More recently, the x-ray film and the intensifying screens have been replaced with digital detector arrays, such as flat panel detector arrays, that are configured to convert radiation, either directly or indirectly, into electrical current that is measured to yield electrical signals. The amount of electric current measured is proportional to the number of photons that impact the digital detector array, and can be used to create an image(s) of the object under examination.
It will be appreciated to those skilled in the art that there are two basic types of digital detector arrays, direct conversion detector arrays and indirect conversion detector arrays. Direct conversion detector arrays are typically configured to convert detected radiation directly into electric charge using a crystalline or amorphous material, for example. Indirect conversion detector arrays are generally configured to convert detected radiation into another medium, typically light, before the electric charge is produced. Thus, for example, indirect conversion detector arrays may convert radiation into light using a scintillator material (e.g., Cadmium Tungstate, Bismuth Germanate, Cesium Iodide, Sodium Iodide, Lutetium Orthosilicate, an amorphous material, etc.) and may subsequently convert the light into electric charge using a photodetector array (e.g., a plurality of photodiodes). Generally, in both direct and indirect conversion detector arrays, the electric charge is detected/measured using a thin-film transistor (TFT) array comprising a two-dimensional (2D) capacitor array, but it may be detected/measured by other means known to those skilled in the art.
Regardless of the type of digital detector array, in some radiographic image applications it is preferable to manufacture the detector array using a plurality of detector elements (e.g., which are essentially identical in shape and size). In this way, if a portion of the detector array malfunctions, the malfunctioning portion of the detector array can be replaced without having to replace the entire detector array. Moreover the size of a detector array, if manufactured as one unit, may be limited due to manufacturing constraints. However, by fitting together a plurality of detector elements to form the completed detector array, the theoretical size of a detector array is virtually limitless. Thus, for a plurality of reasons, digital detector arrays are, at times, manufactured using a plurality of detector elements that are physically coupled together to form the completed detector array.

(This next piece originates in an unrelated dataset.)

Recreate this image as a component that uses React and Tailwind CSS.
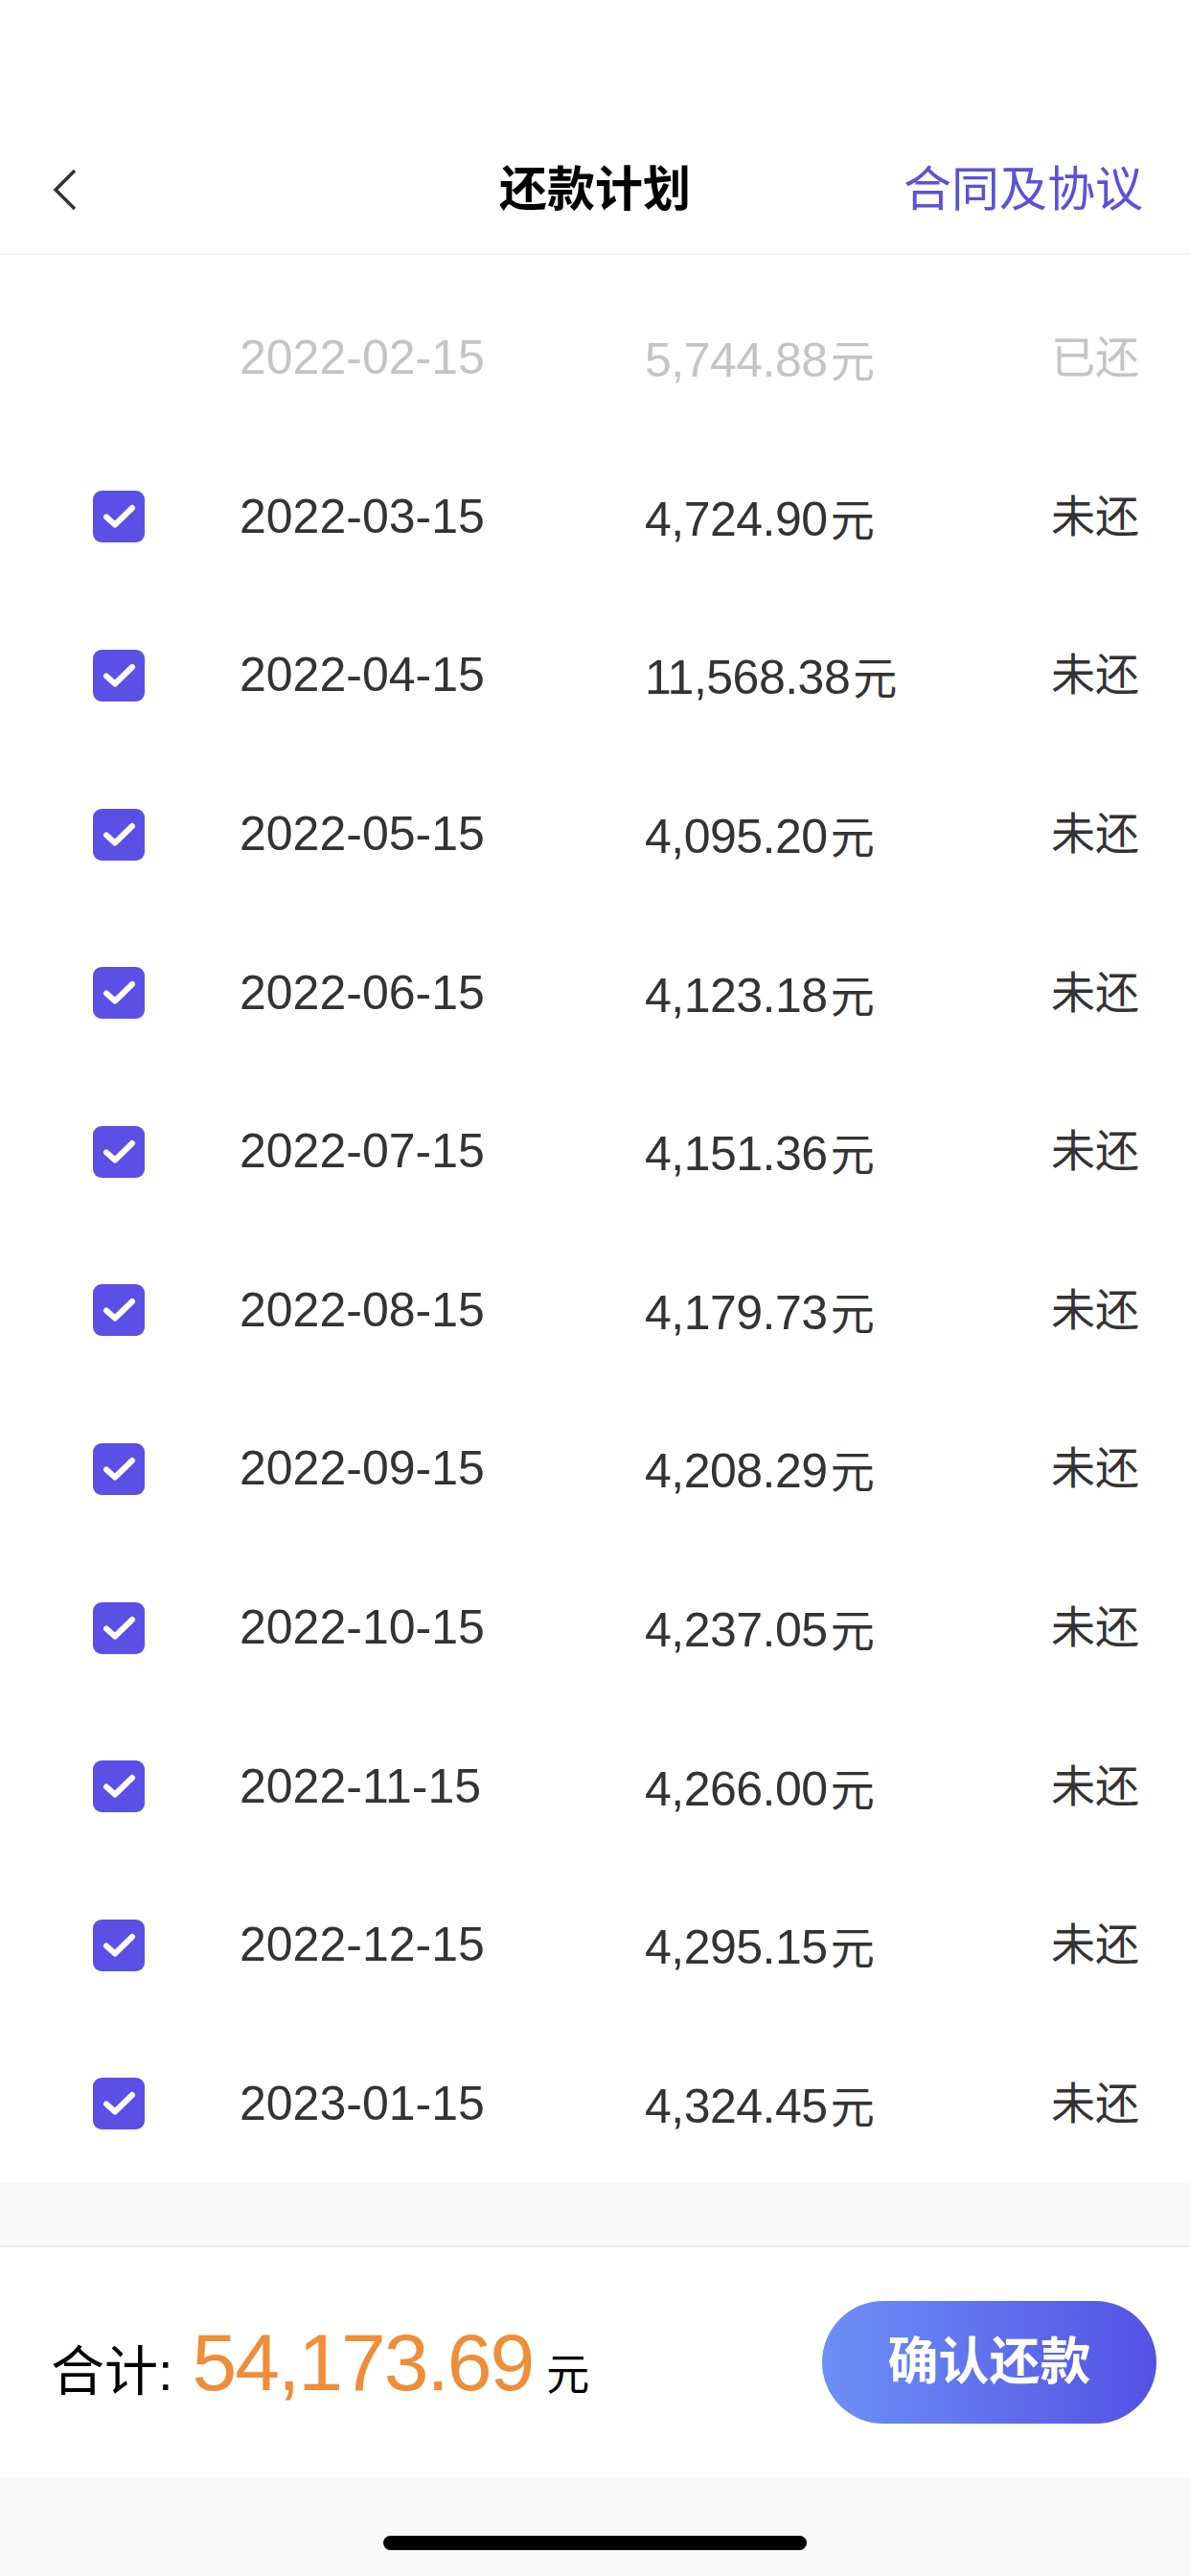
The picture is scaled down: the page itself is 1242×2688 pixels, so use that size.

While manufacturing digital detector arrays from a plurality of detector elements has proven useful, there are several disadvantages to such a technique. For example, between respective detector elements there is a gap, which can allow radiation to pass through the detector array unimpeded and to interfere with electronics situated below the detector array. While this gap can be filled using a filler material, such as lead or loaded oxides, for example, that mitigates the amount of radiation that is capable of being passed through to the electronics, the detector pitch generally needs to be increased to accommodate the filler material. It can be appreciated, however, that a larger gap is undesirable because it puts a limit on how small the pixel pitch can be made.